Preloading the belt like a record player stylus damps this engagement.
Could be especially useful on the tight side of the belt near the motor.
🧠 4. Software Phase Compensation (Advanced Linearization)
Concept: Use calibrated software compensation that adjusts stepper commands in real-time using a stored correction curve based on belt ripple characteristics.
How it works:
Print a ripple test pattern.
Analyze ripple amplitude and phase using a high-res scan or camera.
Generate a lookup table or correction waveform (e.g. sinusoidal position tweak every 2mm).
Inject it into the motion planner (similar to pressure advance).
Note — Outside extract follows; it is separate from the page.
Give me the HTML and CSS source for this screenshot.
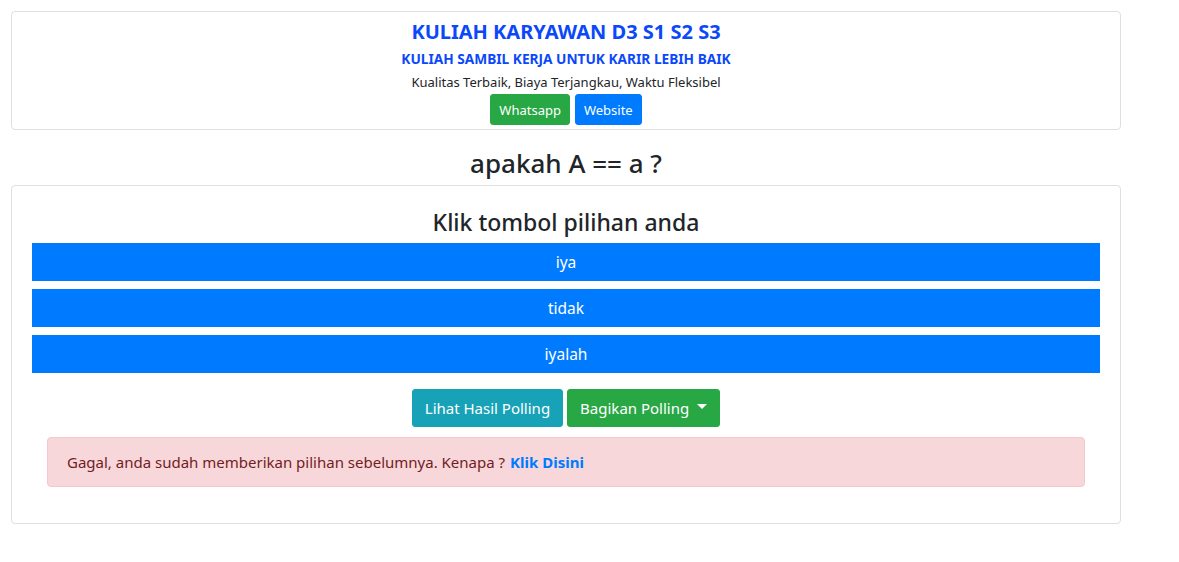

RE: VFA Artifacts on X+Y Straight Edges
Would there be value in getting a high-speed video (i.e. to slow down the motion) of the print head when VFA is occurring? Would uneven motion of the nozzle be visible?
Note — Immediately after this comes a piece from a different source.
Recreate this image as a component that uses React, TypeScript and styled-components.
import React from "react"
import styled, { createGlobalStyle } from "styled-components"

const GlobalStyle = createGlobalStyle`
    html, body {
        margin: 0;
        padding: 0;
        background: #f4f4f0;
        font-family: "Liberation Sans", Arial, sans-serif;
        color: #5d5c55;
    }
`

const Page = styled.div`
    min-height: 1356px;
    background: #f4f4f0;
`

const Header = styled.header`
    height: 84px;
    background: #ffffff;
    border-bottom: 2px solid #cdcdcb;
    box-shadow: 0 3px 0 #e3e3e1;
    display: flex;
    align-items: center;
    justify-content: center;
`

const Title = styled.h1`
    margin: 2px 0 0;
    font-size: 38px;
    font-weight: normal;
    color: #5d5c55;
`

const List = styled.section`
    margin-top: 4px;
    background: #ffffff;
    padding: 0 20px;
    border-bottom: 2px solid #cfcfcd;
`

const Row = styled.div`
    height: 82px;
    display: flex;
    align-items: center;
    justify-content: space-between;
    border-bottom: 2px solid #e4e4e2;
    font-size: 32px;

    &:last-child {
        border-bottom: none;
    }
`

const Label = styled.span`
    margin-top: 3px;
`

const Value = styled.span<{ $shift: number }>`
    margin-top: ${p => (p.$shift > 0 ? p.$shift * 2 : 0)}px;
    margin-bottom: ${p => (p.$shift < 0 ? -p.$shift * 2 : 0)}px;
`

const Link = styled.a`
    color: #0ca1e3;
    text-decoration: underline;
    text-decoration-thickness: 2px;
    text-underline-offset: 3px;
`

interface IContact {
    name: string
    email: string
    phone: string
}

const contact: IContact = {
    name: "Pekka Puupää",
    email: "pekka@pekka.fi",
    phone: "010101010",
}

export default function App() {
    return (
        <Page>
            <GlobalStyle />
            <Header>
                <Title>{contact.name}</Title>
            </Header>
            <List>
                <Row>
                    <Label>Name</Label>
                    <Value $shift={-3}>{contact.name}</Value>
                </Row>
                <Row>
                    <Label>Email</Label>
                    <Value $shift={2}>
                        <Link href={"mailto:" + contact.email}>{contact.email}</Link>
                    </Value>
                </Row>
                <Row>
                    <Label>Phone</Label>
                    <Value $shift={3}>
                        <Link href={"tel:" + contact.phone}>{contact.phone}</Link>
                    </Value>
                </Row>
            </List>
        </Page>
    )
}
I would very much like to see this, I think I calculated the resonances to be around 40-50Hz. I would really like to see high speed macro video of the motor shafts to see if they are oscillating as well.
RE: VFA Artifacts on X+Y Straight Edges
I would very much like to see this, I think I calculated the resonances to be around 40-50Hz. I would really like to see high speed macro video of the motor shafts to see if they are oscillating as well.
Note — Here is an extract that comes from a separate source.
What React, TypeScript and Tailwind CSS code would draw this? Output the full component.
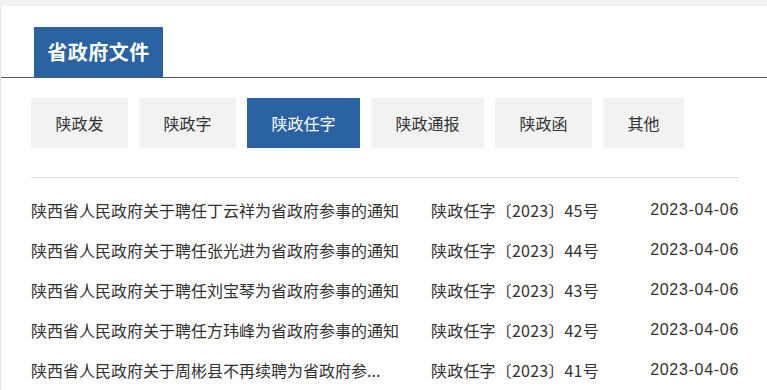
import { useState } from 'react'

const tabs = ['陕政发', '陕政字', '陕政任字', '陕政通报', '陕政函', '其他']

const docs = [
  { title: '陕西省人民政府关于聘任丁云祥为省政府参事的通知', no: '陕政任字〔2023〕45号', date: '2023-04-06' },
  { title: '陕西省人民政府关于聘任张光进为省政府参事的通知', no: '陕政任字〔2023〕44号', date: '2023-04-06' },
  { title: '陕西省人民政府关于聘任刘宝琴为省政府参事的通知', no: '陕政任字〔2023〕43号', date: '2023-04-06' },
  { title: '陕西省人民政府关于聘任方玮峰为省政府参事的通知', no: '陕政任字〔2023〕42号', date: '2023-04-06' },
  { title: '陕西省人民政府关于周彬县不再续聘为省政府参...', no: '陕政任字〔2023〕41号', date: '2023-04-06' },
]

export default function App() {
  const [active, setActive] = useState(2)

  return (
    <div
      className="w-[767px] h-[390px] overflow-hidden bg-[#f3f3f3] pt-[6px]"
      style={{ fontFamily: '"Microsoft YaHei", "Noto Sans CJK SC", sans-serif' }}
    >
      <div className="h-full bg-white border-l border-[#e6e6e6] pt-[21px]">
        {/* header */}
        <div className="border-b-[1.5px] border-[#4e5a66] pl-[33px]">
          <div className="w-[129px] h-[50px] bg-[#2a62a2] text-white text-[20px] font-bold flex items-center justify-center tracking-[0.5px]">
            省政府文件
          </div>
        </div>

        <div className="pl-[30px] pr-[28px]">
          {/* sub tabs */}
          <div className="flex gap-[11px] mt-[20px]">
            {tabs.map((t, i) => (
              <button
                key={t}
                onClick={() => setActive(i)}
                className={
                  i === active
                    ? 'h-[50px] px-[24.5px] text-[16px] bg-[#2a62a2] text-white'
                    : 'h-[50px] px-[24.5px] text-[16px] bg-[#f2f2f2] text-[#333]'
                }
              >
                {t}
              </button>
            ))}
          </div>

          <div className="mt-[29px] h-px bg-[#dcdcdc]" />

          {/* list */}
          <div className="pt-[12px]">
            {docs.map((d) => (
              <div key={d.no} className="flex items-center h-[40px] text-[16px] text-[#333]">
                <div className="w-[368px] whitespace-nowrap">{d.title}</div>
                <div className="ml-[32px] tracking-[0.2px]">{d.no}</div>
                <div
                  className="ml-auto tracking-[0.7px]"
                  style={{ fontFamily: '"Liberation Sans", "Noto Sans CJK SC", sans-serif' }}
                >
                  {d.date}
                </div>
              </div>
            ))}
          </div>
        </div>
      </div>
    </div>
  )
}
Would it not be a variable frequency over a wider range, given the fairly wide range of speeds at which it occurs?
RE: VFA Artifacts on X+Y Straight Edges
With the new belt tuning I was able to eliminate most of the VFA issues. Make sure that you verify proper torque of all your assembled components, verify proper belt alignment and then retune. It was a pretty impressive difference. I have only done it on smaller prints with PETG but its noticeable.
RE: VFA Artifacts on X+Y Straight Edges
With the new belt tuning I was able to eliminate most of the VFA issues. Make sure that you verify proper torque of all your assembled components, verify proper belt alignment and then retune. It was a pretty impressive difference. I have only done it on smaller prints with PETG but its noticeable.
Would be very interested in seeing the results of a proper VFA test print from your machine.
RE: VFA Artifacts on X+Y Straight Edges
I have finally started my conversion. Just did the Nextruder. I'm going to try and finish the Core One without any of the panels, so that I still easily reach around the XY system. Squaring the gantry worked flawlessly, I needed just a few mm of correction. Belt tuning worked very well via the new method, gantry is still perfect at the correct belt frequencies.
Right now I am using all stock parts, to see how my unit behaves. I do have Mellow 3D idlers and pulleys here, that I can install to check the results.
RE: VFA Artifacts on X+Y Straight Edges
I have finally started my conversion. Just did the Nextruder. I'm going to try and finish the Core One without any of the panels, so that I still easily reach around the XY system. Squaring the gantry worked flawlessly, I needed just a few mm of correction. Belt tuning worked very well via the new method, gantry is still perfect at the correct belt frequencies.
Right now I am using all stock parts, to see how my unit behaves. I do have Mellow 3D idlers and pulleys here, that I can install to check the results.
I guess it's too late for the initial installation, but I hope you remembered to lubricate the tension screws. If not, it's worth doing the next time you need to adjust the belts for whatever reason.
RE: VFA Artifacts on X+Y Straight Edges
Actually I did. I'm not sure it's enough, I just used some regular machine oil. I did notice there is quite a bit offset between the screw and the pulley, causing a significant moment on a rather small thread length. So far haven't had problems but I'm not too sure it will hold up long term.
RE: VFA Artifacts on X+Y Straight Edges
Actually I did. I'm not sure it's enough, I just used some regular machine oil. I did notice there is quite a bit offset between the screw and the pulley, causing a significant moment on a rather small thread length. So far haven't had problems but I'm not too sure it will hold up long term.
What do you mean by offset? I'd have to verify specifically, but by memory mine seemed to line up well.
-J
RE: VFA Artifacts on X+Y Straight Edges
The screw for tensioning the idler is not in line with the centre of the idler pulley. There is 11/12 mm offset, resulting in a moment. Although I will say, the geometry and direction of the moment is such that part of it will be taken up by the wall that guides the tensioner itself.
RE: VFA Artifacts on X+Y Straight Edges
The actual rotation is limited by the hole that the tension screw passes through in the tensioner mounting block. But nevertheless, there will still be a lateral force between the tensioner square nut and the screw, presumably adding to the friction between the threads on one side (and reducing the friction on the other?). Everything seems to stack up against that poor little nut - small number of threads, stainless steel on stainless steel, higher tension after the VFA update, lateral force from the offset...
But here I go again - taking the thread off topic!
RE: VFA Artifacts on X+Y Straight Edges
Oil may result in loosening over time and may not prevent galling... Until someone sees it this is just an experienced guess though.
Got my pccf, waiting on inserts... Paranoid about touching things till I have replacements now.